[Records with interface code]
-- BEGIN --
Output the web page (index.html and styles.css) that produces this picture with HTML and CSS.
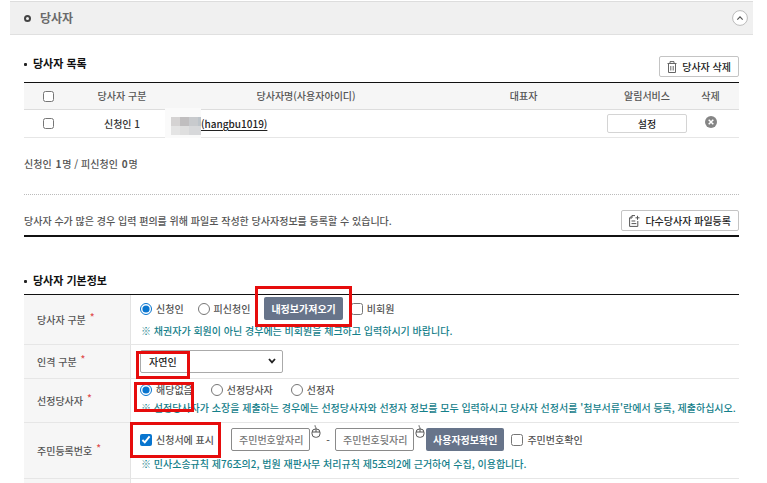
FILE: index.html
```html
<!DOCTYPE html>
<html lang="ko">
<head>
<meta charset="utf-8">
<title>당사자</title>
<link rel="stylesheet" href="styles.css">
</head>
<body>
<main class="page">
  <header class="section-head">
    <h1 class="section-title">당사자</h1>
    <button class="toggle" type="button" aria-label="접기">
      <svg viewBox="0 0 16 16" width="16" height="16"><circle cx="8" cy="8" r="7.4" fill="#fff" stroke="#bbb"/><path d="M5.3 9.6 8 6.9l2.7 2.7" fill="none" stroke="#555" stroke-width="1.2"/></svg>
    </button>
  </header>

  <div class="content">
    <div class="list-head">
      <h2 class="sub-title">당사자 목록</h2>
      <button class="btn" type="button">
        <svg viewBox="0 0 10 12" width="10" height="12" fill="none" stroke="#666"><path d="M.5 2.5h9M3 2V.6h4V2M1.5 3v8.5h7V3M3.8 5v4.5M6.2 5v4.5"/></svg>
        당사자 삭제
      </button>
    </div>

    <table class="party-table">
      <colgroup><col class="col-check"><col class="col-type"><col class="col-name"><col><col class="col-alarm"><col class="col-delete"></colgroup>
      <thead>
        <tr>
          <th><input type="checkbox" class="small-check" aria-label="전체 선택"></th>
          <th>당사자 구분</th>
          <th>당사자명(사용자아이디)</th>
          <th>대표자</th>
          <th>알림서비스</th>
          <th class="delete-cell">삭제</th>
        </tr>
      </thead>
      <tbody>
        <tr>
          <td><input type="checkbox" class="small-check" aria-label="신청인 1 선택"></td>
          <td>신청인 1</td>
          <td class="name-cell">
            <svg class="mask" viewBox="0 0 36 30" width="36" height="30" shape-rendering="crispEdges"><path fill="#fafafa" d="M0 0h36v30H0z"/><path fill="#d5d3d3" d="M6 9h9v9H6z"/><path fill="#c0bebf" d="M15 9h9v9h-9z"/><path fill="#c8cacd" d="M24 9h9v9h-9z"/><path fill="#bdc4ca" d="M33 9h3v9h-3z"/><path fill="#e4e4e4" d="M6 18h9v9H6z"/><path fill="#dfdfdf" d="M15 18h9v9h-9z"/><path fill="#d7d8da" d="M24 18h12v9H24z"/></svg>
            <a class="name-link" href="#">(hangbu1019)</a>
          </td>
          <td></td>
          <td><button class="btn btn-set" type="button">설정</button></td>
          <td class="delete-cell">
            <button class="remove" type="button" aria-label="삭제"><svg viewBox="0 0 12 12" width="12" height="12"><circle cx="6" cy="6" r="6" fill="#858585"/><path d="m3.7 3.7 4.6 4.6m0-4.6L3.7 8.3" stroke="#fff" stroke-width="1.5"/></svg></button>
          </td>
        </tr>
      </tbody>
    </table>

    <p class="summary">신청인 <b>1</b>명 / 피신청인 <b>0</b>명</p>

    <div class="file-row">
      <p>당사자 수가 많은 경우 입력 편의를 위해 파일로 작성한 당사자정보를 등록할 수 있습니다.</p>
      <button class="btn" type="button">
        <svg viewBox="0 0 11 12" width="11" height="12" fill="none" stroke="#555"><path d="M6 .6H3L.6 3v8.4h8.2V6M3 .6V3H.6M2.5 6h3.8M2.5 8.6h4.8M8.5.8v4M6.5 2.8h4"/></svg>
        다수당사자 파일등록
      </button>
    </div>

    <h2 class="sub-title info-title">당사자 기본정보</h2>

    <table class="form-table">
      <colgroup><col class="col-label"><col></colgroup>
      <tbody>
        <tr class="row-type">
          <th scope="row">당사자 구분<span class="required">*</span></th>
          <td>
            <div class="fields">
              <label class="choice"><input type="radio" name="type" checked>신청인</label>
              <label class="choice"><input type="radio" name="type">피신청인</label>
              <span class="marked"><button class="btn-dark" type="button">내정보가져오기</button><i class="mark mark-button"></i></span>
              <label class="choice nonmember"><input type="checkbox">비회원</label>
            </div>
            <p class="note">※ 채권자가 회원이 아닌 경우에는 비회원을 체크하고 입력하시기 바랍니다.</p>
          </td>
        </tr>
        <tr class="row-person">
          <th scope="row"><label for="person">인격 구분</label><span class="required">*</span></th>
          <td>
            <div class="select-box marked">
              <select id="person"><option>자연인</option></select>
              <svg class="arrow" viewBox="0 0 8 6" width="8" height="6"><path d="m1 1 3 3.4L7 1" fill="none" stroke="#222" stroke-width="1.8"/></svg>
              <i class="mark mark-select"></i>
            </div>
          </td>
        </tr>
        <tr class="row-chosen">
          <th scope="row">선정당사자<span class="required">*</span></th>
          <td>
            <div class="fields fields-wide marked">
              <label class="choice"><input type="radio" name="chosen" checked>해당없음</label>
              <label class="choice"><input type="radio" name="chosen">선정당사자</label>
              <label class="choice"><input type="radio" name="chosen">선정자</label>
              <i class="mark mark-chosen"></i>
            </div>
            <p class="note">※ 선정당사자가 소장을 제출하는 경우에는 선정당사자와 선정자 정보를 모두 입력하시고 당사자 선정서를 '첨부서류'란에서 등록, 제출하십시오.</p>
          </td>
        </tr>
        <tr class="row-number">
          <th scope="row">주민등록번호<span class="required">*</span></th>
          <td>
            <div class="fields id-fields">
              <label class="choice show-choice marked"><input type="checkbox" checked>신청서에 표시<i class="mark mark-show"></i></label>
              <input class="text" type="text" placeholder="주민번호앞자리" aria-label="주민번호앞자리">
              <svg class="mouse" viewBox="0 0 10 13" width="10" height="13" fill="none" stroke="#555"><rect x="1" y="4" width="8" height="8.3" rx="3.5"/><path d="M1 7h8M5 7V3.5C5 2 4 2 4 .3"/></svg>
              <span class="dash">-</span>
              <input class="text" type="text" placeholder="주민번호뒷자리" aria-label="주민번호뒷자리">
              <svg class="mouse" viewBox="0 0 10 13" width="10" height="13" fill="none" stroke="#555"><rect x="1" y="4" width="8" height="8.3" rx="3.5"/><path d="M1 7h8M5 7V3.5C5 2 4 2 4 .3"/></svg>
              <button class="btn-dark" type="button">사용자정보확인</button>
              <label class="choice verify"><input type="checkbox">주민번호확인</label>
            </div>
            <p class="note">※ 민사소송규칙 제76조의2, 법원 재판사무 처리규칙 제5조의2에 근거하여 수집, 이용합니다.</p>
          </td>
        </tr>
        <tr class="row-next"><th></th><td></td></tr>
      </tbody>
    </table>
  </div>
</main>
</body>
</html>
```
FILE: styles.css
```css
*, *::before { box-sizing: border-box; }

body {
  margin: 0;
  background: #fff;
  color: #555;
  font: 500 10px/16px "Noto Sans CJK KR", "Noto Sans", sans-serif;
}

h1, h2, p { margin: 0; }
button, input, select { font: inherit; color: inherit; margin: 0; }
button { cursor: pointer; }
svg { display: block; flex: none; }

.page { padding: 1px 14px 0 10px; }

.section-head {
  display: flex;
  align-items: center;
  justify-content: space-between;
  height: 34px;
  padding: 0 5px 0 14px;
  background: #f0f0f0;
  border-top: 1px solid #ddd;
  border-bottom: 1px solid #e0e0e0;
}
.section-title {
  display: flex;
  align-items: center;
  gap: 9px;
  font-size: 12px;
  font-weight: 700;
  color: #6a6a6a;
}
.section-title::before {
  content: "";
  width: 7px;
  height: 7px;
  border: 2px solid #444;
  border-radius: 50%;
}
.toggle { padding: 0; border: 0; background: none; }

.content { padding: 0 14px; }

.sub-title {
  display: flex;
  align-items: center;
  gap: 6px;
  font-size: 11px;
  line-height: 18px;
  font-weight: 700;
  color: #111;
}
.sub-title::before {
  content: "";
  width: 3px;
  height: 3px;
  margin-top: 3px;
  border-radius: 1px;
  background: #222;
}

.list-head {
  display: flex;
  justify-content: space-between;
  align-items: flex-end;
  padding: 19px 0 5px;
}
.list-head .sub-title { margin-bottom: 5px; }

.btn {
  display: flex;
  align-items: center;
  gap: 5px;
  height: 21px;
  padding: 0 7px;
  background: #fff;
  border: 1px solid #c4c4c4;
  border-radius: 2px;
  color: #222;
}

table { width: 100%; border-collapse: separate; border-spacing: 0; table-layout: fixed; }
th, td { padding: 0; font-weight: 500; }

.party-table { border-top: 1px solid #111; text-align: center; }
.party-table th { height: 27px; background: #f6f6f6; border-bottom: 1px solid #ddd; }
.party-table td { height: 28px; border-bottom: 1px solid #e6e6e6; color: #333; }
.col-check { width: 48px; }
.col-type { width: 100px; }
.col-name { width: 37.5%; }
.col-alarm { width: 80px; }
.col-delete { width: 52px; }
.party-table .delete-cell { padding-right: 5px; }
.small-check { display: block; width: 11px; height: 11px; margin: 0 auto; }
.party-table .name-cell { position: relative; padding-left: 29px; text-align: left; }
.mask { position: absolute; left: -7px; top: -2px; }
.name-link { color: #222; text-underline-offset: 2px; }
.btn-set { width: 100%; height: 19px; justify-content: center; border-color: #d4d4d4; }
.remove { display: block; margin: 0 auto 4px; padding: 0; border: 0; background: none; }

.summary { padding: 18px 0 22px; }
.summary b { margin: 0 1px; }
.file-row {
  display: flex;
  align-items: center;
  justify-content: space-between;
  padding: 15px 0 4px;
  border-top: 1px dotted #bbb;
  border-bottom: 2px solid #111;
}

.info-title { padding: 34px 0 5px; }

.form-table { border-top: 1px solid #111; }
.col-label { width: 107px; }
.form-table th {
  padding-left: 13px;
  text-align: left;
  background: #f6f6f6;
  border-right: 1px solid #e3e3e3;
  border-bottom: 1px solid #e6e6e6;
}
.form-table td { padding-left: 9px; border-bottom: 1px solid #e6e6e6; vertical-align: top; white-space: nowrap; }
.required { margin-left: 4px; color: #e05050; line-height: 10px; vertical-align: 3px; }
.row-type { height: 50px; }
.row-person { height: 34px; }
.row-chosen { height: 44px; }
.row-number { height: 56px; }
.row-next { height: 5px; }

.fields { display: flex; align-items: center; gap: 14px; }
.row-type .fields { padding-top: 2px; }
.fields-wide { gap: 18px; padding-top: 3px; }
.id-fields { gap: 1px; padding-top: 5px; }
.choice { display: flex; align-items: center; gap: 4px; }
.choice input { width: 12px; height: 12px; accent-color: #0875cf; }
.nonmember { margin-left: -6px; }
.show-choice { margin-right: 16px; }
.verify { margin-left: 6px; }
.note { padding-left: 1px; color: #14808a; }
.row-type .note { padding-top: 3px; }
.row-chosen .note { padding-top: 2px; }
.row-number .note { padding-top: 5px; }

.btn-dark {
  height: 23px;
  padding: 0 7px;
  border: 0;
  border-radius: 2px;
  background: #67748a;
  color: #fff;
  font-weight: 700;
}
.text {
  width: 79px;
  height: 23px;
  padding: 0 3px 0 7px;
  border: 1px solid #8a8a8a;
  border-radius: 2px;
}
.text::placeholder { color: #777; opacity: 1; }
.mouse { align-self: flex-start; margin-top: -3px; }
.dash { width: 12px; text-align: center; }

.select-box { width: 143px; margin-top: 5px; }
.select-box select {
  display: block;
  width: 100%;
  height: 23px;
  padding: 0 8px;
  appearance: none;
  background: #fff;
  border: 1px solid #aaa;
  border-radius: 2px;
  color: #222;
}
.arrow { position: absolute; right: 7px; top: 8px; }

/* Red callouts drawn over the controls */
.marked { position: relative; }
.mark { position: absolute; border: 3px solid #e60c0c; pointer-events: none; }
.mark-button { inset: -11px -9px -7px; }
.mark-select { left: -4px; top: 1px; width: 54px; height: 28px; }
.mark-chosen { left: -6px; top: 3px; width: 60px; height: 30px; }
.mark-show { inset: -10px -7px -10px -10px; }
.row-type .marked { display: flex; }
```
-- END --
-- BEGIN --
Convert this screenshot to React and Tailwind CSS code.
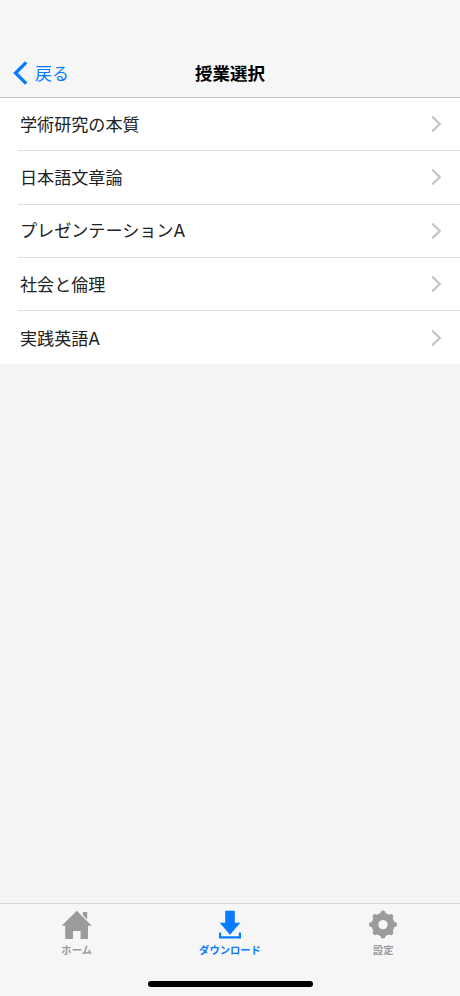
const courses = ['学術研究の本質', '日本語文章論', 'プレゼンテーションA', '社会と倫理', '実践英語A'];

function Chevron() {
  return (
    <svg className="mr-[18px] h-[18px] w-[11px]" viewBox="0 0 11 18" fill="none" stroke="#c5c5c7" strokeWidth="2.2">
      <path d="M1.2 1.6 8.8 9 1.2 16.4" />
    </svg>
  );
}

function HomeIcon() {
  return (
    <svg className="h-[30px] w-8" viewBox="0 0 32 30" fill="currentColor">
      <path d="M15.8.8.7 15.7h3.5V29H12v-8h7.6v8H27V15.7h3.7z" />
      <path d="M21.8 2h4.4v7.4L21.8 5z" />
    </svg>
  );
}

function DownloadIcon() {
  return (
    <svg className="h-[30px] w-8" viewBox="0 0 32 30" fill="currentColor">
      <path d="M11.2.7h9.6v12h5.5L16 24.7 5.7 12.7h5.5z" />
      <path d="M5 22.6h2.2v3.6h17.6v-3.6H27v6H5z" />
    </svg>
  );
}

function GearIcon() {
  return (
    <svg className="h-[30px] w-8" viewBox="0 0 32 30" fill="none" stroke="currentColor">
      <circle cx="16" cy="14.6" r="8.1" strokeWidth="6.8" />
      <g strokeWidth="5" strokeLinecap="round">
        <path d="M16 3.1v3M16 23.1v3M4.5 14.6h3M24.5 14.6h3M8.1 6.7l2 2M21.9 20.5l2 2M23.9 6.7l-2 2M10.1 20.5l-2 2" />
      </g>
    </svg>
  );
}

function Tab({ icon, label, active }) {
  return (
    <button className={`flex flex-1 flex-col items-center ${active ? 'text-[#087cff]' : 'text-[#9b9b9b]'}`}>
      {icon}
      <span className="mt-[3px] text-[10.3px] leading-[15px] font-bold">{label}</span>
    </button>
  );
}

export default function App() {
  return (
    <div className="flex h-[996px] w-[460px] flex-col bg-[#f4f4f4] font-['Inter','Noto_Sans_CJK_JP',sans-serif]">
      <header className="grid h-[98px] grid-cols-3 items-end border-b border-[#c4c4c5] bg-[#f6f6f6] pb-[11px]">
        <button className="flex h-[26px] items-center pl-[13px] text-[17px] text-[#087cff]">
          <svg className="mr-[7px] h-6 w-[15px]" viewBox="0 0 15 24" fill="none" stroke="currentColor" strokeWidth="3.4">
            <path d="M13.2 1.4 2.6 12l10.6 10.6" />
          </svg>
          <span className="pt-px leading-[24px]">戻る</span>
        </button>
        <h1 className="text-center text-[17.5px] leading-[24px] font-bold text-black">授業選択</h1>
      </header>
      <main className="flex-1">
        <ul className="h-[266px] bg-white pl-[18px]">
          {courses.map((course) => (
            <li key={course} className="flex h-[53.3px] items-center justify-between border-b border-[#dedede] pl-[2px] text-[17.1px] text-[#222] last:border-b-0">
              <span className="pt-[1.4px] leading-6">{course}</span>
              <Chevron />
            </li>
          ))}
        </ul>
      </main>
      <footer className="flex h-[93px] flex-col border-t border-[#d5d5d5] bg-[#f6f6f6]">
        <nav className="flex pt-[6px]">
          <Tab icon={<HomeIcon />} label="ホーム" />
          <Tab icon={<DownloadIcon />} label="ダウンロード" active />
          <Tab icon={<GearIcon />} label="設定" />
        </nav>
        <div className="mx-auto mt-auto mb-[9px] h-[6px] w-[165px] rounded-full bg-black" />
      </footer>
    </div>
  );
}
-- END --
Track down the lines that include the word "page" and copy them.

## RESULT BELOW
Output the web page (index.html and styles.css) that produces this picture with HTML and CSS.
<main class="page">
.page { padding: 1px 14px 0 10px; }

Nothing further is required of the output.